Nice. In the immortal words of Jed Clampett, "Wheeee doggie!" I guess there is nothing really new under the sun.

The original insert has a particularly weak feature on this saw model. On the back end, the waste side and main side of the metal insert do not rejoin. The opening runs clear through, making the overall insert more like a metal fork than a rectangle. I am very happy to be bridging that gap on the underside.

And I'm using some scrap cherry for the topside insert.

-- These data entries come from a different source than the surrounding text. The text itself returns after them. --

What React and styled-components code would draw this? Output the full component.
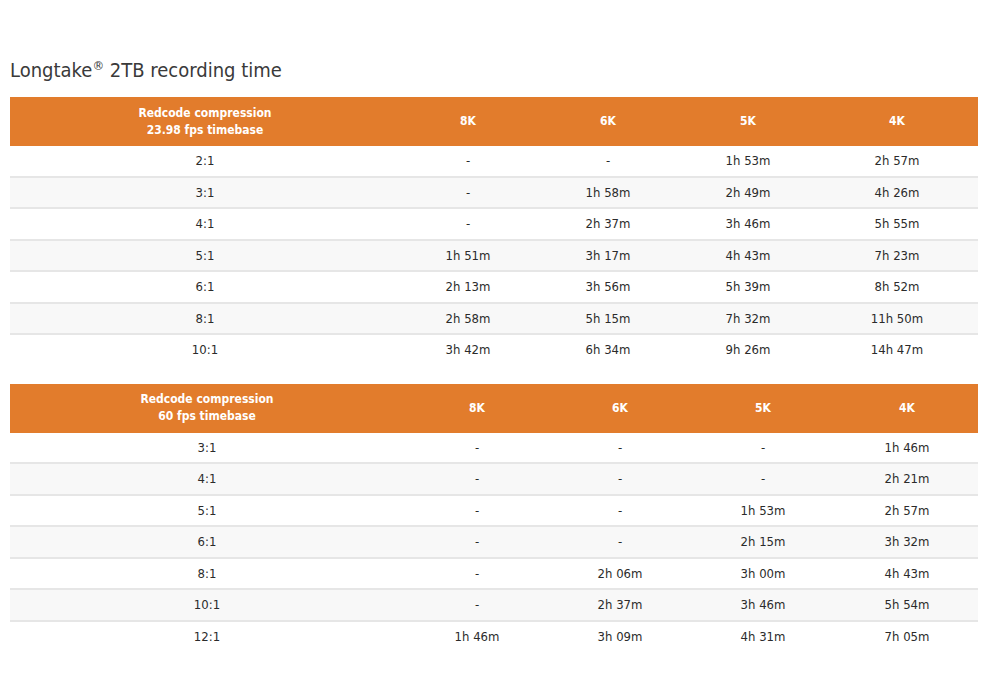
import React from 'react';
import styled, { createGlobalStyle } from 'styled-components';

const GlobalStyle = createGlobalStyle`
body {
  margin: 0;
  background: #ffffff;
  font-family: "DejaVu Sans Condensed", "DejaVu Sans", sans-serif;
  font-stretch: condensed;
  color: #333333;
}
`;

const Page = styled.div`
padding: 56px 22px 0 10px;
`;

const Title = styled.h2`
margin: 0 0 13px 0;
font-size: 20px;
font-weight: 400;
color: #3a3a3a;
line-height: 28px;
sup {
  font-size: 13px;
  vertical-align: 7px;
  line-height: 0;
}
`;

const Table = styled.table`
width: 100%;
border-collapse: collapse;
table-layout: fixed;
margin-bottom: 19px;
`;

const HeadCell = styled.th`
background: #e27c2c;
color: #ffffff;
font-weight: 700;
font-size: 12px;
line-height: 17px;
height: 49px;
padding: 0;
text-align: center;
`;

const Row = styled.tr`
background: ${({ shade }) => (shade ? '#f8f8f8' : '#ffffff')};
border-bottom: ${({ last }) => (last ? 'none' : '2px solid #e6e6e6')};
`;

const Cell = styled.td`
height: 29.5px;
padding: 0;
text-align: center;
font-size: 13px;
color: #2b2b2b;
`;

const tables = [
  {
    label: ['Redcode compression', '23.98 fps timebase'],
    cols: [390, 136, 144, 136, 162],
    rows: [
      ['2:1', '-', '-', '1h 53m', '2h 57m'],
      ['3:1', '-', '1h 58m', '2h 49m', '4h 26m'],
      ['4:1', '-', '2h 37m', '3h 46m', '5h 55m'],
      ['5:1', '1h 51m', '3h 17m', '4h 43m', '7h 23m'],
      ['6:1', '2h 13m', '3h 56m', '5h 39m', '8h 52m'],
      ['8:1', '2h 58m', '5h 15m', '7h 32m', '11h 50m'],
      ['10:1', '3h 42m', '6h 34m', '9h 26m', '14h 47m'],
    ],
  },
  {
    label: ['Redcode compression', '60 fps timebase'],
    cols: [394, 146, 140, 146, 142],
    rows: [
      ['3:1', '-', '-', '-', '1h 46m'],
      ['4:1', '-', '-', '-', '2h 21m'],
      ['5:1', '-', '-', '1h 53m', '2h 57m'],
      ['6:1', '-', '-', '2h 15m', '3h 32m'],
      ['8:1', '-', '2h 06m', '3h 00m', '4h 43m'],
      ['10:1', '-', '2h 37m', '3h 46m', '5h 54m'],
      ['12:1', '1h 46m', '3h 09m', '4h 31m', '7h 05m'],
    ],
  },
];

const RecordingTable = ({ data }) => (
  <Table>
    <colgroup>
      {data.cols.map((w, i) => (
        <col key={i} style={{ width: w }} />
      ))}
    </colgroup>
    <thead>
      <tr>
        <HeadCell>
          {data.label[0]}
          <br />
          {data.label[1]}
        </HeadCell>
        <HeadCell>8K</HeadCell>
        <HeadCell>6K</HeadCell>
        <HeadCell>5K</HeadCell>
        <HeadCell>4K</HeadCell>
      </tr>
    </thead>
    <tbody>
      {data.rows.map((r, i) => (
        <Row key={i} shade={i % 2 === 1} last={i === data.rows.length - 1}>
          {r.map((c, j) => (
            <Cell key={j}>{c}</Cell>
          ))}
        </Row>
      ))}
    </tbody>
  </Table>
);

export default function App() {
  return (
    <>
      <GlobalStyle />
      <Page>
        <Title>
          Longtake<sup>®</sup> 2TB recording time
        </Title>
        {tables.map((t, i) => (
          <RecordingTable key={i} data={t} />
        ))}
      </Page>
    </>
  );
}
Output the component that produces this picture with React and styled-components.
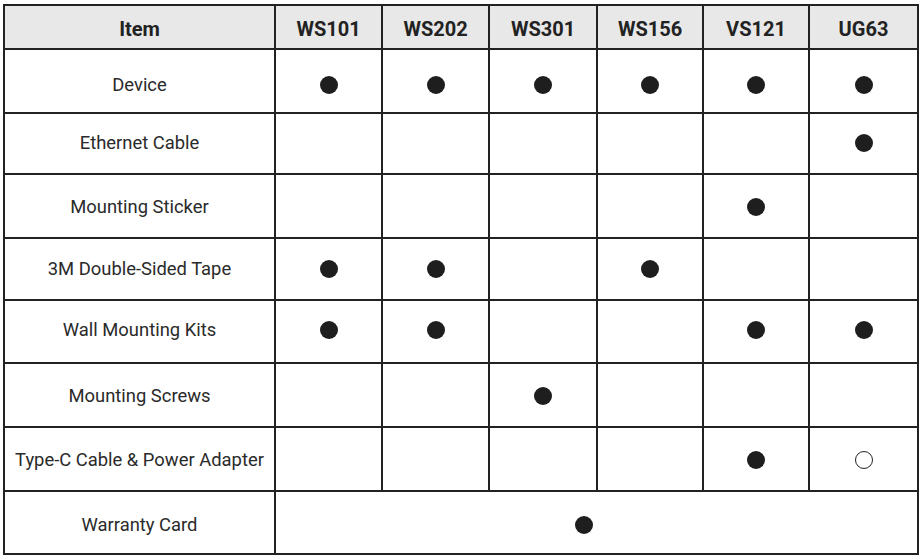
import React from "react";
import styled, { createGlobalStyle } from "styled-components";

const GlobalStyle = createGlobalStyle`
  html, body {
    margin: 0;
    padding: 0;
    background: #ffffff;
  }
  body {
    font-family: Roboto, "Liberation Sans", Arial, sans-serif;
    color: #222222;
  }
`;

const Page = styled.div`
  padding: 4px 0 0 3px;
`;

const Table = styled.table`
  border-collapse: collapse;
  table-layout: fixed;
  width: 914px;
`;

// shift content down (positive) or up (negative) within a cell
const nudge = (dy = 0) =>
  dy >= 0 ? `${dy * 2}px 0 0` : `0 0 ${-dy * 2}px`;

const HeadCell = styled.th`
  height: 44px;
  padding: 4px 0 0;
  box-sizing: border-box;
  background: #e8e8e8;
  border: 2px solid #222222;
  font-size: 20px;
  font-weight: 700;
  color: #222222;
  text-align: center;
  vertical-align: middle;
`;

const ItemCell = styled.td`
  height: ${(p) => p.$h}px;
  padding: ${(p) => nudge(p.$dy)};
  box-sizing: border-box;
  border: 2px solid #222222;
  font-size: 18.4px;
  color: #2a2a2a;
  text-align: center;
  vertical-align: middle;
  white-space: nowrap;
`;

const MarkCell = styled.td`
  padding: ${(p) => nudge(p.$dy)};
  padding-right: ${(p) => p.$shift || 0}px;
  border: 2px solid #222222;
  text-align: center;
  vertical-align: middle;
`;

const Dot = styled.span`
  display: inline-block;
  width: 18px;
  height: 18px;
  border-radius: 50%;
  box-sizing: border-box;
  vertical-align: middle;
  background: ${(p) => (p.$hollow ? "#ffffff" : "#1e1e1e")};
  border: ${(p) => (p.$hollow ? "1.5px solid #222222" : "none")};
`;

const models = ["WS101", "WS202", "WS301", "WS156", "VS121", "UG63"];
const widths = [271, 107, 107, 108, 106, 106, 109];

// 1 = included, 2 = optional (hollow)
const rows = [
  { name: "Device", h: 64, dy: 3.5, marks: [1, 1, 1, 1, 1, 1] },
  { name: "Ethernet Cable", h: 61, dy: -1.5, marks: [0, 0, 0, 0, 0, 1] },
  { name: "Mounting Sticker", h: 64, dy: 0, marks: [0, 0, 0, 0, 1, 0] },
  { name: "3M Double-Sided Tape", h: 62, dy: -0.5, marks: [1, 1, 0, 1, 0, 0] },
  { name: "Wall Mounting Kits", h: 63, dy: -2, marks: [1, 1, 0, 0, 1, 1] },
  { name: "Mounting Screws", h: 64, dy: 0, marks: [0, 0, 1, 0, 0, 0] },
  { name: "Type-C Cable & Power Adapter", h: 64, dy: 0, marks: [0, 0, 0, 0, 1, 2] },
];

export default function App() {
  return (
    <Page>
      <GlobalStyle />
      <Table>
        <colgroup>
          {widths.map((w, i) => (
            <col key={i} style={{ width: w }} />
          ))}
        </colgroup>
        <thead>
          <tr>
            <HeadCell>Item</HeadCell>
            {models.map((m) => (
              <HeadCell key={m}>{m}</HeadCell>
            ))}
          </tr>
        </thead>
        <tbody>
          {rows.map((r) => (
            <tr key={r.name}>
              <ItemCell $h={r.h} $dy={r.dy}>
                {r.name}
              </ItemCell>
              {r.marks.map((v, i) => (
                <MarkCell key={i} $dy={r.dy}>
                  {v === 1 && <Dot />}
                  {v === 2 && <Dot $hollow />}
                </MarkCell>
              ))}
            </tr>
          ))}
          <tr>
            <ItemCell $h={63} $dy={1.5}>
              Warranty Card
            </ItemCell>
            <MarkCell colSpan={6} $dy={1.5} $shift={26}>
              <Dot />
            </MarkCell>
          </tr>
        </tbody>
      </Table>
    </Page>
  );
}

The 10" saw blade will not detract far enough to allow the uncut ZCI template to rest flat. I'm nervous about attempting to plunge it, so I will use the 7 1/4" blade from my circular saw to get started.


----------



## Mark G (Dec 26, 2011)

Well, this has been a real PITA. I've tried a few things that haven't worked out. The problem is that on my particular jobsite table saw there is a support bar running the full depth of the table, parallel to the saw blade and, it is right underneath the edge of the orginal insert opening. And it is also very close to the plate's bottom. This makes it darn near impossible to glue something underneath because there is too little surface area for it to attach on the bar-side of the insert opening. 

See the last picture in this thread: http://lumberjocks.com/projects/12778 

That's the kind of saw I have. You can see the support bar in the last picture.

So yesterday I bought some 1/2" MDF, cut it to size, rounded the three corners (one corner is square for some reason), and routed a cove channel that perfectly accomdates the top of the bar.

Now I need to route 4 recessed areas on the underside to accomodate the 4 adjustment screws and their platform thingies. You can barely see two of the platform thingies in the last picture - one in the near left of the table opening and one in the far right part of the opening.

Don't you think this is a great excuse for buying a small one-hand router to compliment my larger Porter Cable router? Don't you think my wife would agree?

I misread the thread and went out and bought 1/2" MDF instead of 1/4". But I like the 1/2" for its strength. I also don't like that the guy in the lumberjocks thread used cardboard instead of the adjustment screws.


----------